> What to do:
Compile every line that includes the word "styles".

> Stored data:
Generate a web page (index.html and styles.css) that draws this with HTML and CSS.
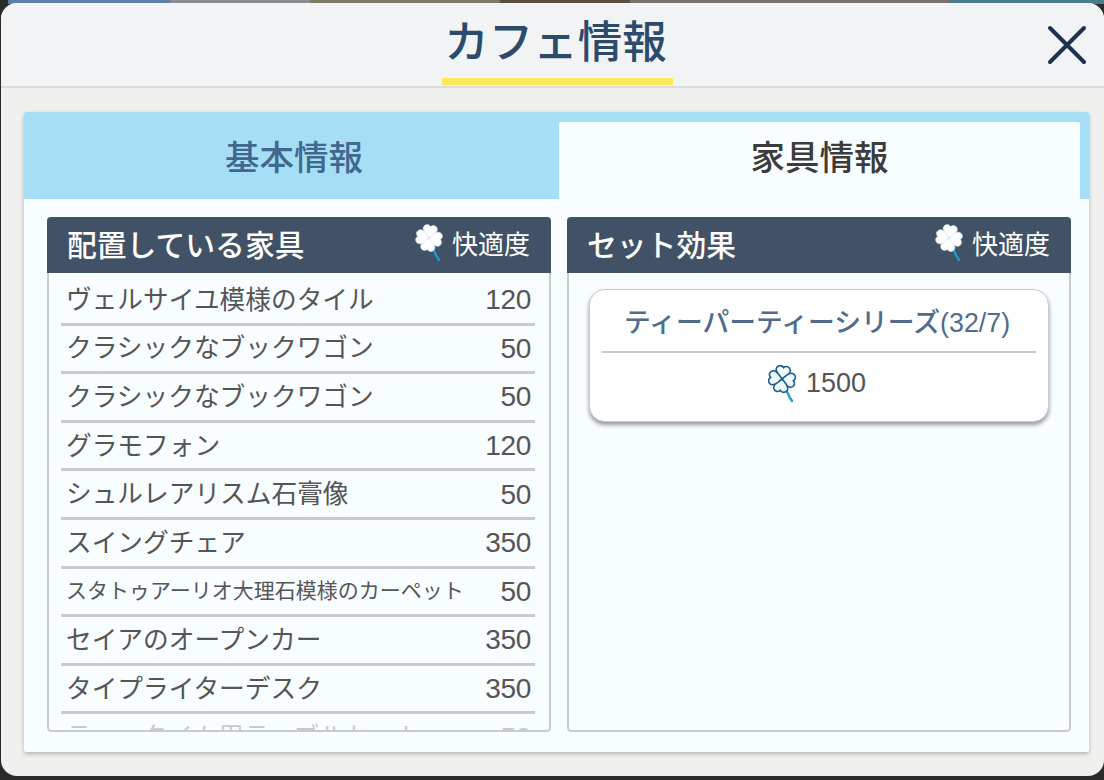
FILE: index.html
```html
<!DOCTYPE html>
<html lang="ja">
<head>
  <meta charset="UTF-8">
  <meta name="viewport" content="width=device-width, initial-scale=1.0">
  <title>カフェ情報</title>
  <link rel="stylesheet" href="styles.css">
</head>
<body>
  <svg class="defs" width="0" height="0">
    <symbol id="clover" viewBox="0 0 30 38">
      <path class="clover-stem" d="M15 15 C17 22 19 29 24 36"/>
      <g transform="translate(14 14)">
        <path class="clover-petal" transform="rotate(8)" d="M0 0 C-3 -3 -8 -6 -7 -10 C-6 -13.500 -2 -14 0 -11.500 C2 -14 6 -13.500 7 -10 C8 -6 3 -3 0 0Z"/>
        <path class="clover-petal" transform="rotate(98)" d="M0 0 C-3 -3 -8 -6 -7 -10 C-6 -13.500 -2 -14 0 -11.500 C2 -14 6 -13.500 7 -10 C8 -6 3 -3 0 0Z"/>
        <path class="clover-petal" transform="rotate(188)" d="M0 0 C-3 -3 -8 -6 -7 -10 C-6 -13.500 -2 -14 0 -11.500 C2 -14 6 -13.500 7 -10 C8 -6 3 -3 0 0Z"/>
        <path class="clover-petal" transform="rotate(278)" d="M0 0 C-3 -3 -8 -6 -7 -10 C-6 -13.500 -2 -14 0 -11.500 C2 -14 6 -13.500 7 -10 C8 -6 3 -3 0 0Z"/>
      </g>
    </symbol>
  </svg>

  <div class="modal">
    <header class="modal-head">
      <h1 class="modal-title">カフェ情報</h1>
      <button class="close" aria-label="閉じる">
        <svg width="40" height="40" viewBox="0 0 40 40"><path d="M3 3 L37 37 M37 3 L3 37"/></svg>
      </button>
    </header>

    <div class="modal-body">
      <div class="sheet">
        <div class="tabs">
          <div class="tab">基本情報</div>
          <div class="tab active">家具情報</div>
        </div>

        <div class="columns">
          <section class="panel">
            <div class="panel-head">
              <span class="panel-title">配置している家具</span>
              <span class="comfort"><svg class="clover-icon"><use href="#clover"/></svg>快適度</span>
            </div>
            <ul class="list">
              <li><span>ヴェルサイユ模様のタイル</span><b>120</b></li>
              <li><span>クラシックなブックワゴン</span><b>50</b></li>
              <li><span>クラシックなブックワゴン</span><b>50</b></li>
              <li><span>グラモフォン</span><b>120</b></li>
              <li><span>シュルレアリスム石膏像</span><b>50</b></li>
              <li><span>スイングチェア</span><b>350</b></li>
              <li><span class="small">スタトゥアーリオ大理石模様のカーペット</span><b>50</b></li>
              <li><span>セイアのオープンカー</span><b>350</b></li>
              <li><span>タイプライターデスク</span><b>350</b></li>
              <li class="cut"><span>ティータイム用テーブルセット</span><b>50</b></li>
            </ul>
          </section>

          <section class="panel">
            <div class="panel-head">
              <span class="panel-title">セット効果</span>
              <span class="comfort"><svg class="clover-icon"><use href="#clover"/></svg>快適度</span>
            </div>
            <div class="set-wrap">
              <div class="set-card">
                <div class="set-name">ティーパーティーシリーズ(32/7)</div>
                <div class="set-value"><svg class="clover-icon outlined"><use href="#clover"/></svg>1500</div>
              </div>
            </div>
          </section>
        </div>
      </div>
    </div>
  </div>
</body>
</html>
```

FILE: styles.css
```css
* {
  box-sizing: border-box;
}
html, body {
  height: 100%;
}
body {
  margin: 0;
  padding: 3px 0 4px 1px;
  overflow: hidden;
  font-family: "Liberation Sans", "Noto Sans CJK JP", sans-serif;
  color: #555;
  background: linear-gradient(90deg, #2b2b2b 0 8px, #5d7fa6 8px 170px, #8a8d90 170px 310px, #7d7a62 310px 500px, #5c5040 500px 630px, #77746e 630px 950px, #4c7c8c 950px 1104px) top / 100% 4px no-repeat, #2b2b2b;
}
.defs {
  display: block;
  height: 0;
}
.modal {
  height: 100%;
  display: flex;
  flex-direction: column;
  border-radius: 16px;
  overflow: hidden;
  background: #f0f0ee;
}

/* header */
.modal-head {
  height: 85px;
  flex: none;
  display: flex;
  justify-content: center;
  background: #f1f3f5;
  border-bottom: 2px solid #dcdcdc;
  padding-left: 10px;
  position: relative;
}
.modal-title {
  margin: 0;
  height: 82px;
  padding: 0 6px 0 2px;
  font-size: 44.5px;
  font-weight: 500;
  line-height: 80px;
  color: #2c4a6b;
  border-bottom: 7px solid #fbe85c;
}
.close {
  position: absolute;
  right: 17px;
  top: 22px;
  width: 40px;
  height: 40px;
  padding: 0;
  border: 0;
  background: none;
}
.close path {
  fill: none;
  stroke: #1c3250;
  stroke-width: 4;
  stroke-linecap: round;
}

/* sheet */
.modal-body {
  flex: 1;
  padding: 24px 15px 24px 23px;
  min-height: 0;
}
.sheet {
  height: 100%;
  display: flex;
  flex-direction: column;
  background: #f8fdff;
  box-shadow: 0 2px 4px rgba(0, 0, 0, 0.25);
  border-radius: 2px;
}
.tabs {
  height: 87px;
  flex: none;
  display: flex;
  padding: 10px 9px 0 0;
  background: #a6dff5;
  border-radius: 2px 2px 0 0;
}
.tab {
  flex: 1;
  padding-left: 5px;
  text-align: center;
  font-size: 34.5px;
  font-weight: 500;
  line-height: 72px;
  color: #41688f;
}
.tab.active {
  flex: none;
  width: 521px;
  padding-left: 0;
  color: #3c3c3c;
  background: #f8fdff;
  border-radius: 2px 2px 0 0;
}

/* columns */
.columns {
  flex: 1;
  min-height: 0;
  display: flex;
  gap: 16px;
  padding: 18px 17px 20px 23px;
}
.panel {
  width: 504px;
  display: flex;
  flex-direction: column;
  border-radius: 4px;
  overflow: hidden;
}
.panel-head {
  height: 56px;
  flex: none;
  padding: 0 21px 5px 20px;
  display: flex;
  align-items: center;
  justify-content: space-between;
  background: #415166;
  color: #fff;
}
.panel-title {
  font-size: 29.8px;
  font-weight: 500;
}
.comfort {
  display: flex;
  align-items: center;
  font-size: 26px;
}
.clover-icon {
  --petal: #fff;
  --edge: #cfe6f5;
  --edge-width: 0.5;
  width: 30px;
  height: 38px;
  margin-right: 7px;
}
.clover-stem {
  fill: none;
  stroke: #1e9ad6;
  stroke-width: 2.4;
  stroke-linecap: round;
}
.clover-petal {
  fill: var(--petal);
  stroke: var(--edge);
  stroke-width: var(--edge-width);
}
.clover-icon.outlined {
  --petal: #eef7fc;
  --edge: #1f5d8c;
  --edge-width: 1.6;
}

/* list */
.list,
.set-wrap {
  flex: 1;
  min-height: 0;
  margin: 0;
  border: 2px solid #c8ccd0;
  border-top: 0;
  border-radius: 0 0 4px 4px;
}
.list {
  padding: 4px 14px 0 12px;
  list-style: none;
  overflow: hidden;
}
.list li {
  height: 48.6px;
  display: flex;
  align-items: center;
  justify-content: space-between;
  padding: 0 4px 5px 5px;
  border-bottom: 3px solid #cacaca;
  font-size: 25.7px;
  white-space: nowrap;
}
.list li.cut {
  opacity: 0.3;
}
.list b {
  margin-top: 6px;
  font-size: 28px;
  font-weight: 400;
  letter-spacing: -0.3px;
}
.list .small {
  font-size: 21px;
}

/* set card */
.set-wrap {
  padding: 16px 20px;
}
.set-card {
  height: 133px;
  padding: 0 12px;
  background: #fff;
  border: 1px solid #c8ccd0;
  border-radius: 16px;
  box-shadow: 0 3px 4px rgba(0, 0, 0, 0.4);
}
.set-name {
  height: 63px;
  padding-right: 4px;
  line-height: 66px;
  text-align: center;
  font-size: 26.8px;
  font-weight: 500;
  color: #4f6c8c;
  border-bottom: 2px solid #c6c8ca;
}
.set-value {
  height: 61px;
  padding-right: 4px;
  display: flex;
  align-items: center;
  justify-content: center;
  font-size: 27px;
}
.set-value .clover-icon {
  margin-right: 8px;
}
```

> Solution:
Generate a web page (index.html and styles.css) that draws this with HTML and CSS.
  <link rel="stylesheet" href="styles.css">
FILE: styles.css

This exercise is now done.